The level of compliance risk faced by alternative fund managers is increasing and will increase even further in the next two years, according to a new study by Ocorian and Bovill Newgate, a market leader in regulation and compliance services for funds, corporations, capital markets, and private companies. More investment is urgently needed to address the problem.
The international study among senior executives and senior compliance and risk management executives of alternative fund management firms, which collectively manage around $132.25 billion in assets under management, found that nearly nine out of ten (88%) believe the level of compliance risk their organization faces will increase over the next two years. Of these, more than one in ten (11%) believe the increase will be dramatic.
This increase in risk comes against a backdrop of under-resourced compliance teams and an already high level of fines. Of those surveyed, two-thirds (64%) say their compliance management team is already under-resourced, and more than half of them (34%) feel they are significantly under-resourced. Additionally, the number of fines and sanctions is already high: 67% of respondents admit their organization has already been subject to fines or sanctions for risk and compliance in the past two years. Another 9% admit to having received a request for information or a visit from the regulator in the past two years.
Matthew Hazell, Co-Head of Funds, UK, Guernsey, and Mauritius at Bovill Newgate, said: “Our survey shows a worrying context of fines, sanctions, and under-resourced compliance teams within alternative fund managers, against which nine out of ten respondents believe the level of compliance risk their firms face will increase further in the next two years. It is encouraging that the leaders of these firms recognize these future challenges and know they must act now to stay one step ahead.”
The Ocorian study reveals that the top three areas where alternative fund managers believe they need investment over the next 24 months to address the problem are technology (58%), systems to manage processes and procedures (57%), and hiring relevant and knowledgeable staff (53%).
Matthew added: “Companies must have a deep understanding of their own compliance and risk needs and any possible changes to these through growth or organizational change, to invest wisely in the right systems, processes, and people to protect themselves against these future risks.”
“We recommend following a three-lines-of-defense approach to protect your business: firstly, implementing solid procedures, policies, and training; secondly, thoroughly monitoring these; and finally, reviewing and questioning through independent audit,” he added.
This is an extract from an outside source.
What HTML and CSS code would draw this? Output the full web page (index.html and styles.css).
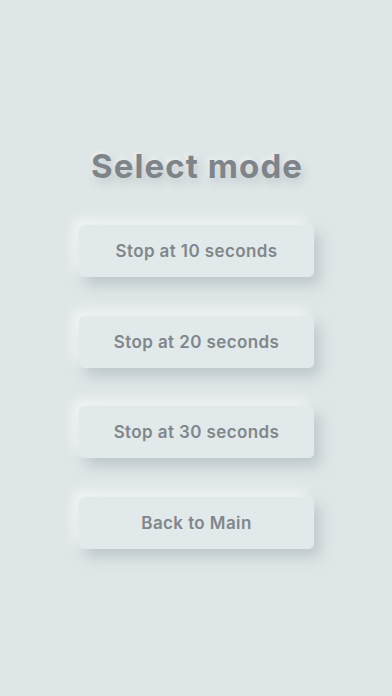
FILE: index.html
```html
<!DOCTYPE html>
<html>
<head>
<meta charset="utf-8">
<link rel="stylesheet" href="styles.css">
</head>
<body>
<main class="screen">
  <h1 class="title">Select mode</h1>
  <div class="buttons">
    <button class="btn">Stop at 10 seconds</button>
    <button class="btn">Stop at 20 seconds</button>
    <button class="btn">Stop at 30 seconds</button>
    <button class="btn">Back to Main</button>
  </div>
</main>
</body>
</html>
```

FILE: styles.css
```css
html, body {
  margin: 0;
  padding: 0;
  background: #dfe6e7;
}
.screen {
  width: 392px;
  height: 696px;
  box-sizing: border-box;
  padding-top: 146px;
  display: flex;
  flex-direction: column;
  align-items: center;
  font-family: Inter, "Liberation Sans", Arial, sans-serif;
}
.title {
  margin: 0;
  font-size: 33px;
  line-height: 40px;
  font-weight: 700;
  color: #7e8487;
  letter-spacing: 1.1px;
  margin-left: 2px;
  text-shadow: 3px 5px 8px rgba(150, 165, 170, 0.45), -2px -2px 5px rgba(255,255,255,0.5);
}
.buttons {
  margin-top: 39px;
  display: flex;
  flex-direction: column;
  gap: 38.5px;
  margin-left: 1px;
}
.btn {
  width: 235px;
  height: 52px;
  border: none;
  border-radius: 5px;
  background: #e2e9ea;
  font-family: Inter, "Liberation Sans", Arial, sans-serif;
  font-size: 17px;
  font-weight: 600;
  letter-spacing: 0.4px;
  color: #80878a;
  box-shadow: 6px 8px 14px rgba(160, 175, 180, 0.55), -6px -6px 12px rgba(255, 255, 255, 0.6);
  padding: 0;
}
```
Ocorian’s three-lines-of-defense approach to addressing risk and compliance challenges includes, firstly, creating clear and solid frontline processes and procedures, complemented by both online and in-person training programs for staff. Additionally, they call for building and enhancing a comprehensive compliance oversight function that monitors and evaluates processes and procedures, as well as advises and supports staff and senior management to meet the firm’s obligations. Thirdly, they recommend seeking the review and questioning of the companies’ AML framework through annual independent audits.